What I do is a rather naive approach - I calculate the RGB mean value of the input tile and then the RGB mean of the output tile, then I add the difference of the two means to every pixel of the output image. It does not always work perfectly but it's good enough for my purposes. I thought about using poisson blending (like it's done in panorama stitching) to solve some of the edge effects, but didn't get around to implementing that yet.

[aneesh3108]

@ArturoDeza That's confusing me too right now. Did you find an answer to that yet?

[ArturoDeza]

@aneesh3108 , I ended up training and testing on 256x256 patches for super-resolution purposes in my latest NIPS submission: https://arxiv.org/abs/1705.10041

Since the network is fully convolutional, it still produces high quality results on 512x512 inputs/outputs (not sure about images that aren't symmetric in width and height).

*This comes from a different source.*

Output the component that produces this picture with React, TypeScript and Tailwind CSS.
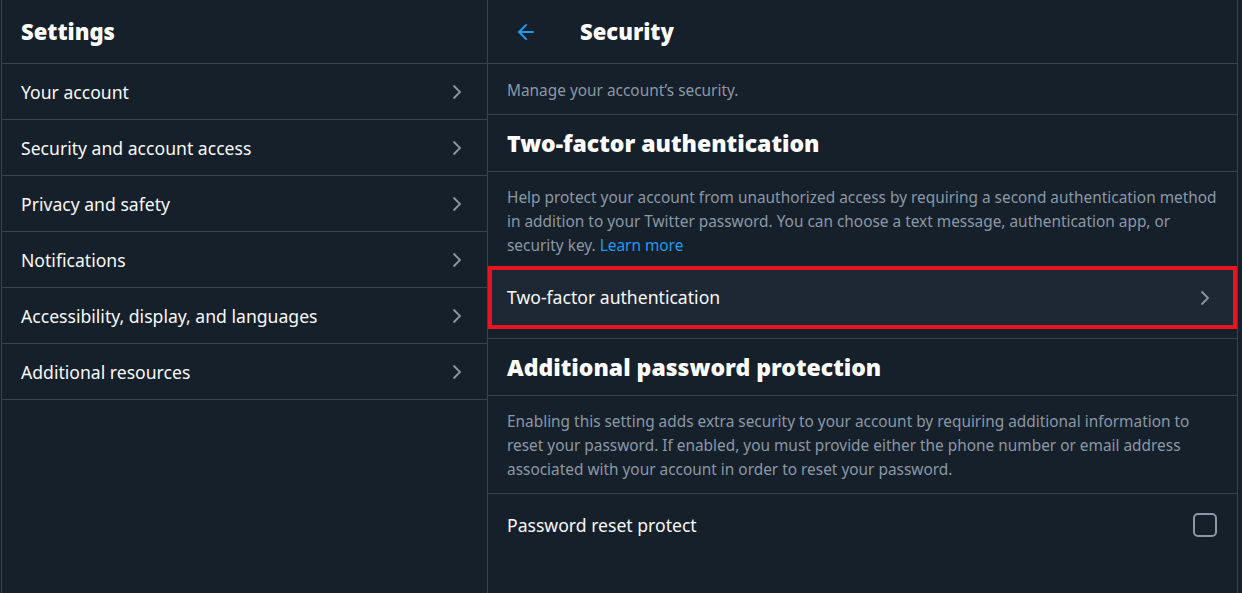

I think it is tricky if you want to work with small size patches!

[aneesh3108]

@ArturoDeza It was a typo in the comment! (for 1 x 30 x 30 )

My thinking is that it assigns 1/0 to each and every pixel rendered in pixelGAN and 1/0 to each patch under consideration in PatchGAN.

Now that the typo is out of the way, I'm going to run it altogether and test it again. Hopefully it solves all other issues.